ROSE v. SUBWAY TERMINAL CORPORATION.
This is an appeal by plaintiff from a judgment of dismissal entered by the trial court upon the ground of want of prosecution.
Plaintiff had demanded a jury, and the trial before a jury proceeded during the first day. It was regularly continued to 10 o'clock of the morning of the following day. Plaintiff was advised by his counsel on the first day of the trial that it would be necessary for him to deposit $31.50 in cash with the clerk in payment of jury fees at the beginning of the trial on the second day. Plaintiff failed to produce these jury fees, but requested that the clerk accept his check for the amount. The clerk refused to do so but apparently agreed that he would accept said check if any one of the three attorneys then representing plaintiff would indorse said check. The record shows that each of said attorneys refused to make such indorsement. The trial court granted a recess until 10:30 a. m. in order to permit plaintiff to produce the necessary fees. He failed to obtain the money and a second recess was taken to give plaintiff a further opportunity. Shortly after 11 o'clock the case was again called and counsel for plaintiff stated: “In this matter we are not ready to proceed, by reason of the fact that our client has not produced the jury fee for this morning.” Some discussion followed in which counsel for plaintiff stated that he and his associates had refused to indorse their client's check; that they had told him to send for the money but that the necessary amount had not been produced. He further stated: “So for that reason we are not ready to pay the jury fees at this time.” Thereupon counsel for defendant moved for a dismissal for want of prosecution. The court indicated its view that there was nothing to do but grant the motion. After certain further discussion the motion was granted. No suggestion or request was made at any time that the jury be dismissed and the cause be tried by the court. Plaintiff's counsel made nothing more than a feeble suggestion that the jury fees might be produced if further time was granted.

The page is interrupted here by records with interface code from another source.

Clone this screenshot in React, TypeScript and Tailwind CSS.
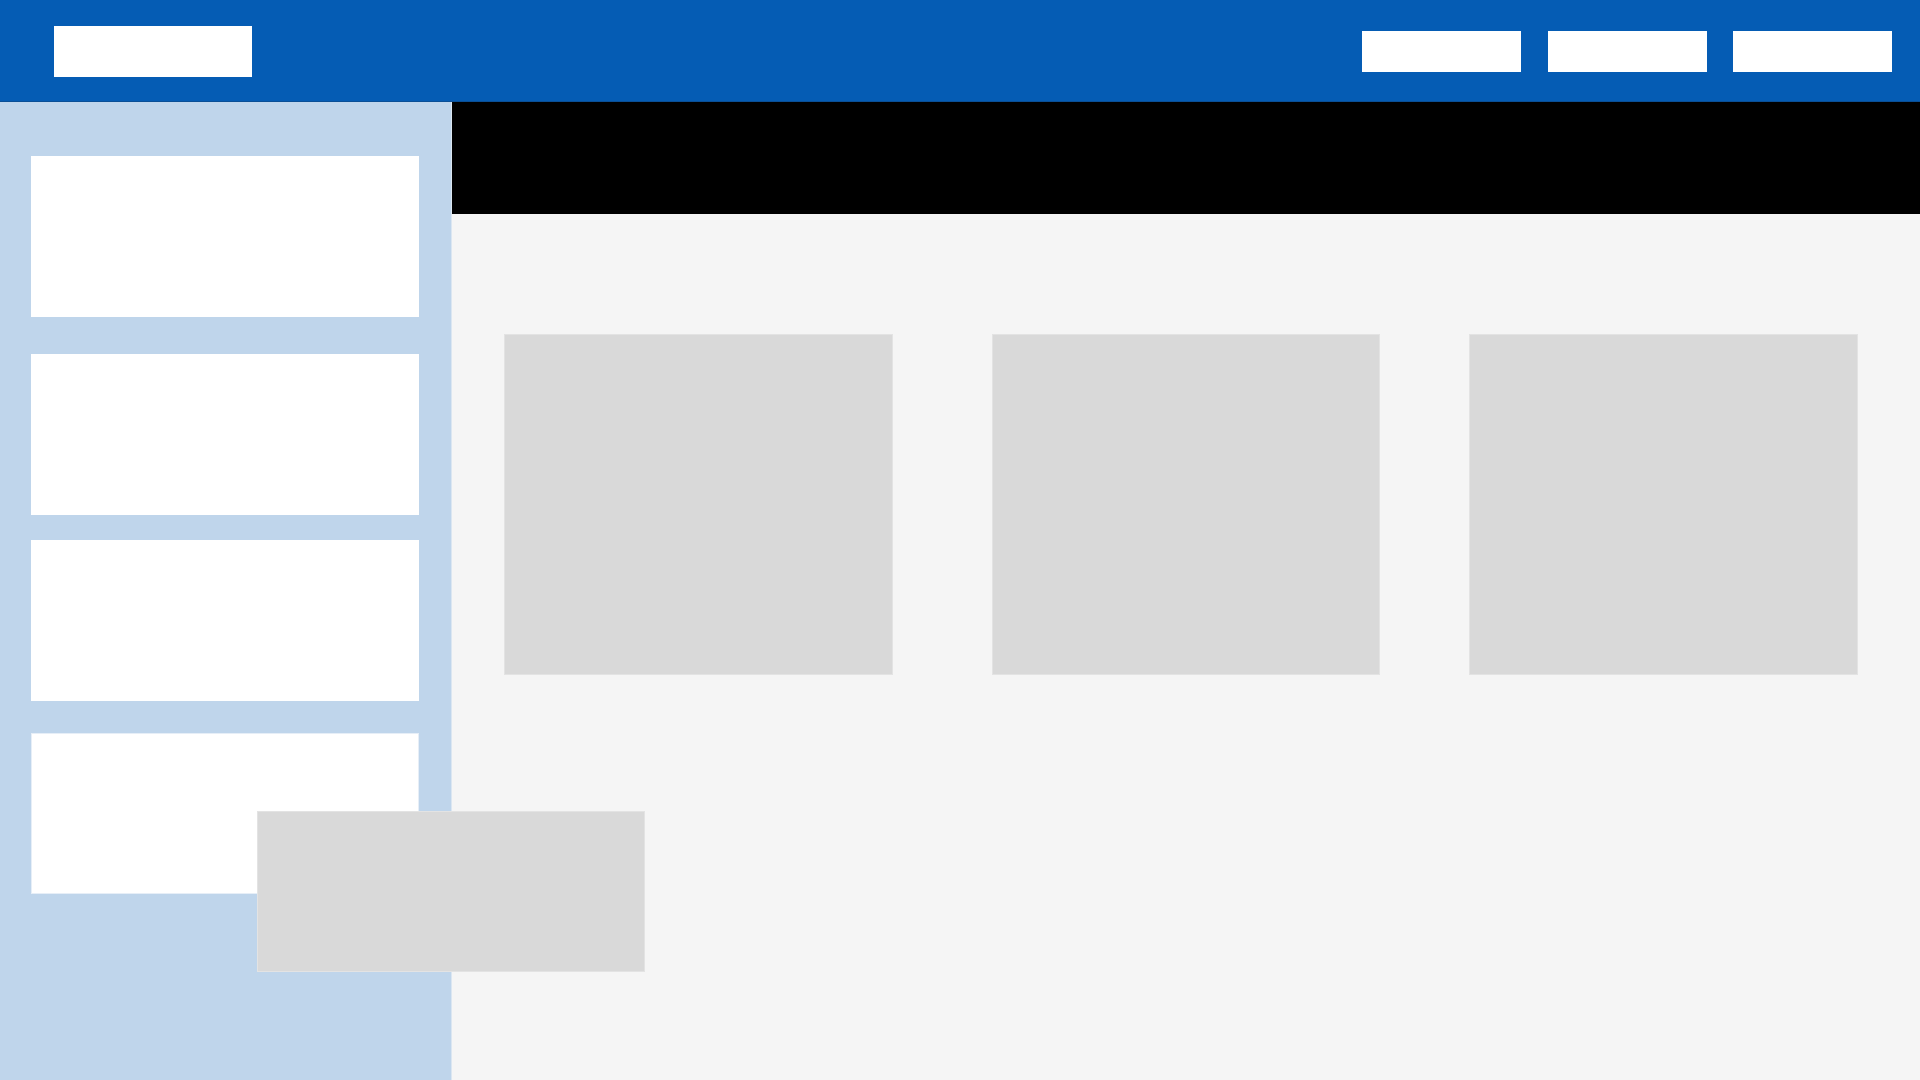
export default function App() {
  return (
    <div className="relative flex h-[1080px] w-[1920px] flex-col overflow-hidden bg-[#f5f5f5]">
      {/* top bar */}
      <header className="flex h-[102px] shrink-0 items-start justify-between border-b border-[#0a4f96] bg-[#055cb4] pl-[54px] pr-[28px]">
        <div className="mt-[26px] h-[51px] w-[198px] bg-white" />
        <nav className="mt-[31px] flex">
          <div className="h-[41px] w-[159px] bg-white" />
          <div className="ml-[27px] h-[41px] w-[159px] bg-white" />
          <div className="ml-[26px] h-[41px] w-[159px] bg-white" />
        </nav>
      </header>

      <div className="flex flex-1">
        {/* sidebar */}
        <aside className="flex w-[451px] shrink-0 flex-col bg-[#bfd5eb] pl-[31px] pt-[54px]">
          <div className="h-[161px] w-[388px] bg-white" />
          <div className="mt-[37px] h-[161px] w-[388px] bg-white" />
          <div className="mt-[25px] h-[161px] w-[388px] bg-white" />
          <div className="mt-[32px] h-[161px] w-[388px] border border-[#e6eef7] bg-white" />
        </aside>

        {/* main */}
        <main className="flex flex-1 flex-col border-l border-[#dbe6f1]">
          <div className="h-[112px] bg-black" />
          <div className="flex pl-[52px] pt-[120px]">
            <div className="h-[341px] w-[389px] border border-[#e3e3e3] bg-[#d9d9d9]" />
            <div className="ml-[99px] h-[341px] w-[388px] border border-[#e3e3e3] bg-[#d9d9d9]" />
            <div className="ml-[89px] h-[341px] w-[389px] border border-[#e3e3e3] bg-[#d9d9d9]" />
          </div>
        </main>
      </div>

      {/* floating panel */}
      <div className="absolute left-[257px] top-[811px] h-[161px] w-[388px] border border-[#e3e3e3] bg-[#d9d9d9]" />
    </div>
  );
}
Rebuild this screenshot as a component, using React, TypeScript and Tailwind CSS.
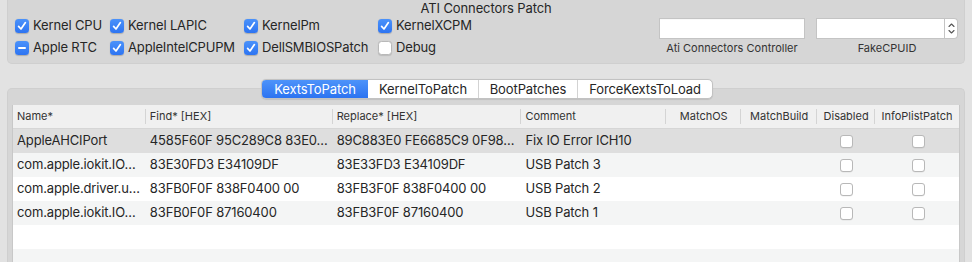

Appellant concedes that a trial court has inherent power to dismiss an action upon the ground that it has not been diligently prosecuted and further concedes that the question of diligent prosecution is one largely committed to the discretion of the trial court. Raggio v. Southern Pacific Company, 181 Cal. 472, 475, 185 P. 171; 9 Cal. Jur. 526. He seems to take the position, however, that the trial court abused its discretion in the present case in dismissing the action rather than dismissing the jury and setting the cause down for a trial by the court without a jury. In our opinion it cannot be said that the trial court abused its discretion in dismissing the action. A jury had been demanded by plaintiff and he was insisting upon a jury trial without paying the jury fees required by law and without making any request for a trial by the court. As a matter of law he had waived his right to a trial by jury by a failure to deposit the jury fees at the time specified (Code Civ. Proc. § 631, subd. 7), and the delay resulting from the granting of his requests for time within which to produce the fees obstructed the orderly and expeditious handling of the business of the court. If appellant had desired to have the jury dismissed and the cause set for trial before the court sitting without a jury, he should have made such request. The trial court might well have granted such request upon condition that appellant pay the jury fees incurred for the second day of trial before the time set for the trial by the court. In the absence of such request we believe that the trial court properly dismissed the action.
The judgment is affirmed.
We concur: NOURSE, P. J.; STURTEVANT, J.